- **SHORT EXERCISE**
Would you transcribe the whole listing exactly, minus its pictures?
—————
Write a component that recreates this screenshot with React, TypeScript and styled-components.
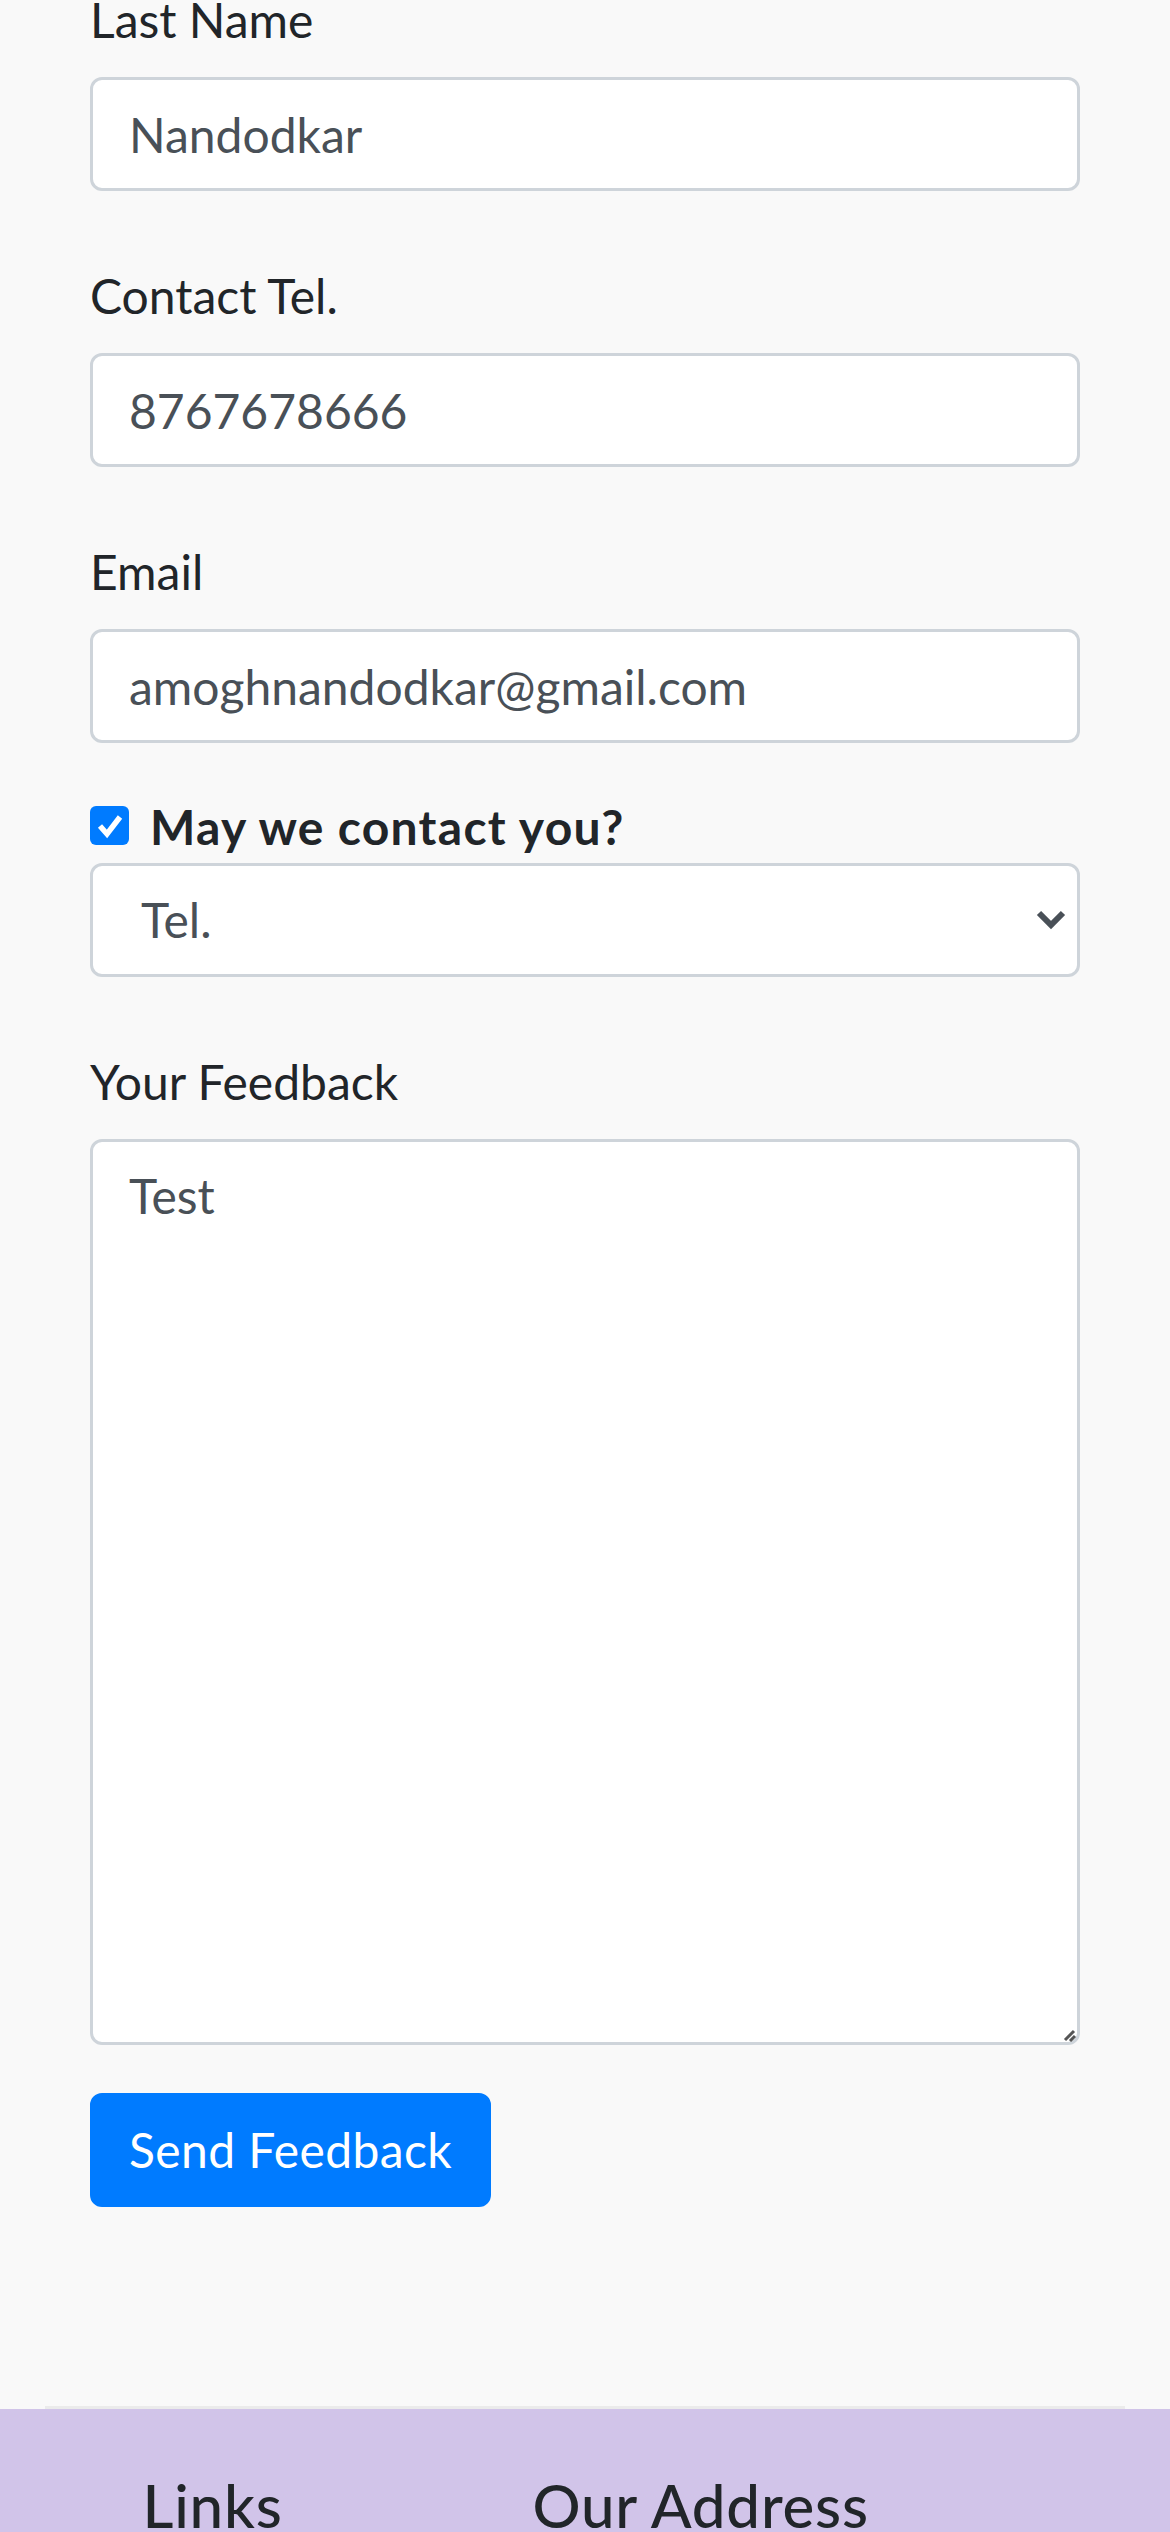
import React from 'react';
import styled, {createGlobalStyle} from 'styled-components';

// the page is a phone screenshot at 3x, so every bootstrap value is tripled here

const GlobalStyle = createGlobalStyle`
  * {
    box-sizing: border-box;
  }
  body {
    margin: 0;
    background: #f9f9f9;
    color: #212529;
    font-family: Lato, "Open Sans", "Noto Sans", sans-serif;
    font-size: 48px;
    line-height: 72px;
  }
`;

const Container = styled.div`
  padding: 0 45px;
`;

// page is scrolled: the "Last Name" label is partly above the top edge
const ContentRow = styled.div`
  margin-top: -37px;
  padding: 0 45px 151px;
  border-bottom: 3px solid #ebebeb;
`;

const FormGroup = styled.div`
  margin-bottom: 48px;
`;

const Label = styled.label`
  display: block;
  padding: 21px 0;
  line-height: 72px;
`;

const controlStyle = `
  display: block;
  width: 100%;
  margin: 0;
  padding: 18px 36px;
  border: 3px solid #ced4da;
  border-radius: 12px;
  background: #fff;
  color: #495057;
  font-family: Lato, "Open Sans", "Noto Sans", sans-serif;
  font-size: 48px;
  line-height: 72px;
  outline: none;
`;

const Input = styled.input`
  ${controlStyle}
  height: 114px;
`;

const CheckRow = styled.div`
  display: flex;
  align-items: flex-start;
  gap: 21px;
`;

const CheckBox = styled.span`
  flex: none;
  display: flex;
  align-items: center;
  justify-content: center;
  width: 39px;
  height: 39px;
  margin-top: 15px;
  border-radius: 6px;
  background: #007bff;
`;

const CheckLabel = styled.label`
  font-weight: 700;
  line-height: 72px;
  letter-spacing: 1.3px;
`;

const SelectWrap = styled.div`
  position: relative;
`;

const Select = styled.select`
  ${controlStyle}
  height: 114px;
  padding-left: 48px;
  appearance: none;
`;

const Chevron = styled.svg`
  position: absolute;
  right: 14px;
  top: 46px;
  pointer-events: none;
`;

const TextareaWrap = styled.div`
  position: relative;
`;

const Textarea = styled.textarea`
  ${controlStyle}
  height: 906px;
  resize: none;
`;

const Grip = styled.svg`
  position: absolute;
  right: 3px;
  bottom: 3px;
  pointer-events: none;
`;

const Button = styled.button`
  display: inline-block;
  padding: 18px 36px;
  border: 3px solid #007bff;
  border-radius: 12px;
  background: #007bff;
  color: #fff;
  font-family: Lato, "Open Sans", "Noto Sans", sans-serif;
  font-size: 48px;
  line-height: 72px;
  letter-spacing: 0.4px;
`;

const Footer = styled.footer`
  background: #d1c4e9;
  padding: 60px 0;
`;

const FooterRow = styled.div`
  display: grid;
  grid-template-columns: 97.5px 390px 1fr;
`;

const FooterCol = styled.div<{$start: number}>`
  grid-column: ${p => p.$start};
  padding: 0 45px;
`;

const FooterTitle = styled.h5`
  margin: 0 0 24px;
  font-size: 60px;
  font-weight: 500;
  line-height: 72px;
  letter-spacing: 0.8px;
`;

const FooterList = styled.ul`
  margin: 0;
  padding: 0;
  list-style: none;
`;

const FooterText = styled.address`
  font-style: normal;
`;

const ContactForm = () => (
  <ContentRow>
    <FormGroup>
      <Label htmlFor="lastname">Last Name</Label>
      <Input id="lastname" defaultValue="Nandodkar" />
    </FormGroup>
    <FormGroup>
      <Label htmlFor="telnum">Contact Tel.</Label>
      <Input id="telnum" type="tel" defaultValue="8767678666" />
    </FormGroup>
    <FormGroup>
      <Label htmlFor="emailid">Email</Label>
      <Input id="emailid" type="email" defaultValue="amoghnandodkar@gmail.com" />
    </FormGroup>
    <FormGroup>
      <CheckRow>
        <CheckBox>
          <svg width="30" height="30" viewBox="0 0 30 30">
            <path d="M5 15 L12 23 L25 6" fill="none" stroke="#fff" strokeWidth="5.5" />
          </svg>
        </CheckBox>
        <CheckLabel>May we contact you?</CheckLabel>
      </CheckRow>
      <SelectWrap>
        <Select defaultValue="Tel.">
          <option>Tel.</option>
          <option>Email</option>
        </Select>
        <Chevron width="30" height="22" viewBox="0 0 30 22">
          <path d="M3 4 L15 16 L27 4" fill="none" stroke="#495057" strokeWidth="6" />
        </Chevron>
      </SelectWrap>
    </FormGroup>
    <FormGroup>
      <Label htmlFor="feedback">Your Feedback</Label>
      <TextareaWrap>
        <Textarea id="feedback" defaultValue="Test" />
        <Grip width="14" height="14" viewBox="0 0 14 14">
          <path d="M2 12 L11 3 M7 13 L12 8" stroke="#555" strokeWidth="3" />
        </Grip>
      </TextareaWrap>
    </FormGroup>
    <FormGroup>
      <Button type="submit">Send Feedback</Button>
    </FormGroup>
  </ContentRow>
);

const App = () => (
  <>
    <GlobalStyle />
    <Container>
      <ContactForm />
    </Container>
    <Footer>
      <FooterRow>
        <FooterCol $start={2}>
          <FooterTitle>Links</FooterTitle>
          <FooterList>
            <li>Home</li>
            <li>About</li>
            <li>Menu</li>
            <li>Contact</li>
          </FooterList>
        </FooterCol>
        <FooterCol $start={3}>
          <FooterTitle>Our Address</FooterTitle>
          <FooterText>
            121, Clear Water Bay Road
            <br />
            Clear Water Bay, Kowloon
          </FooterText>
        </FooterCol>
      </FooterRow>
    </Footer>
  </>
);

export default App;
—————
- **RESPONSE TO THE EXERCISE**
Write a component that recreates this screenshot with React, TypeScript and styled-components.
import React from 'react';
import styled, {createGlobalStyle} from 'styled-components';

// the page is a phone screenshot at 3x, so every bootstrap value is tripled here

const GlobalStyle = createGlobalStyle`
  * {
    box-sizing: border-box;
  }
  body {
    margin: 0;
    background: #f9f9f9;
    color: #212529;
    font-family: Lato, "Open Sans", "Noto Sans", sans-serif;
    font-size: 48px;
    line-height: 72px;
  }
`;

const Container = styled.div`
  padding: 0 45px;
`;

// page is scrolled: the "Last Name" label is partly above the top edge
const ContentRow = styled.div`
  margin-top: -37px;
  padding: 0 45px 151px;
  border-bottom: 3px solid #ebebeb;
`;

const FormGroup = styled.div`
  margin-bottom: 48px;
`;

const Label = styled.label`
  display: block;
  padding: 21px 0;
  line-height: 72px;
`;

const controlStyle = `
  display: block;
  width: 100%;
  margin: 0;
  padding: 18px 36px;
  border: 3px solid #ced4da;
  border-radius: 12px;
  background: #fff;
  color: #495057;
  font-family: Lato, "Open Sans", "Noto Sans", sans-serif;
  font-size: 48px;
  line-height: 72px;
  outline: none;
`;

const Input = styled.input`
  ${controlStyle}
  height: 114px;
`;

const CheckRow = styled.div`
  display: flex;
  align-items: flex-start;
  gap: 21px;
`;

const CheckBox = styled.span`
  flex: none;
  display: flex;
  align-items: center;
  justify-content: center;
  width: 39px;
  height: 39px;
  margin-top: 15px;
  border-radius: 6px;
  background: #007bff;
`;

const CheckLabel = styled.label`
  font-weight: 700;
  line-height: 72px;
  letter-spacing: 1.3px;
`;

const SelectWrap = styled.div`
  position: relative;
`;

const Select = styled.select`
  ${controlStyle}
  height: 114px;
  padding-left: 48px;
  appearance: none;
`;

const Chevron = styled.svg`
  position: absolute;
  right: 14px;
  top: 46px;
  pointer-events: none;
`;

const TextareaWrap = styled.div`
  position: relative;
`;

const Textarea = styled.textarea`
  ${controlStyle}
  height: 906px;
  resize: none;
`;

const Grip = styled.svg`
  position: absolute;
  right: 3px;
  bottom: 3px;
  pointer-events: none;
`;

const Button = styled.button`
  display: inline-block;
  padding: 18px 36px;
  border: 3px solid #007bff;
  border-radius: 12px;
  background: #007bff;
  color: #fff;
  font-family: Lato, "Open Sans", "Noto Sans", sans-serif;
  font-size: 48px;
  line-height: 72px;
  letter-spacing: 0.4px;
`;

const Footer = styled.footer`
  background: #d1c4e9;
  padding: 60px 0;
`;

const FooterRow = styled.div`
  display: grid;
  grid-template-columns: 97.5px 390px 1fr;
`;

const FooterCol = styled.div<{$start: number}>`
  grid-column: ${p => p.$start};
  padding: 0 45px;
`;

const FooterTitle = styled.h5`
  margin: 0 0 24px;
  font-size: 60px;
  font-weight: 500;
  line-height: 72px;
  letter-spacing: 0.8px;
`;

const FooterList = styled.ul`
  margin: 0;
  padding: 0;
  list-style: none;
`;

const FooterText = styled.address`
  font-style: normal;
`;

const ContactForm = () => (
  <ContentRow>
    <FormGroup>
      <Label htmlFor="lastname">Last Name</Label>
      <Input id="lastname" defaultValue="Nandodkar" />
    </FormGroup>
    <FormGroup>
      <Label htmlFor="telnum">Contact Tel.</Label>
      <Input id="telnum" type="tel" defaultValue="8767678666" />
    </FormGroup>
    <FormGroup>
      <Label htmlFor="emailid">Email</Label>
      <Input id="emailid" type="email" defaultValue="amoghnandodkar@gmail.com" />
    </FormGroup>
    <FormGroup>
      <CheckRow>
        <CheckBox>
          <svg width="30" height="30" viewBox="0 0 30 30">
            <path d="M5 15 L12 23 L25 6" fill="none" stroke="#fff" strokeWidth="5.5" />
          </svg>
        </CheckBox>
        <CheckLabel>May we contact you?</CheckLabel>
      </CheckRow>
      <SelectWrap>
        <Select defaultValue="Tel.">
          <option>Tel.</option>
          <option>Email</option>
        </Select>
        <Chevron width="30" height="22" viewBox="0 0 30 22">
          <path d="M3 4 L15 16 L27 4" fill="none" stroke="#495057" strokeWidth="6" />
        </Chevron>
      </SelectWrap>
    </FormGroup>
    <FormGroup>
      <Label htmlFor="feedback">Your Feedback</Label>
      <TextareaWrap>
        <Textarea id="feedback" defaultValue="Test" />
        <Grip width="14" height="14" viewBox="0 0 14 14">
          <path d="M2 12 L11 3 M7 13 L12 8" stroke="#555" strokeWidth="3" />
        </Grip>
      </TextareaWrap>
    </FormGroup>
    <FormGroup>
      <Button type="submit">Send Feedback</Button>
    </FormGroup>
  </ContentRow>
);

const App = () => (
  <>
    <GlobalStyle />
    <Container>
      <ContactForm />
    </Container>
    <Footer>
      <FooterRow>
        <FooterCol $start={2}>
          <FooterTitle>Links</FooterTitle>
          <FooterList>
            <li>Home</li>
            <li>About</li>
            <li>Menu</li>
            <li>Contact</li>
          </FooterList>
        </FooterCol>
        <FooterCol $start={3}>
          <FooterTitle>Our Address</FooterTitle>
          <FooterText>
            121, Clear Water Bay Road
            <br />
            Clear Water Bay, Kowloon
          </FooterText>
        </FooterCol>
      </FooterRow>
    </Footer>
  </>
);

export default App;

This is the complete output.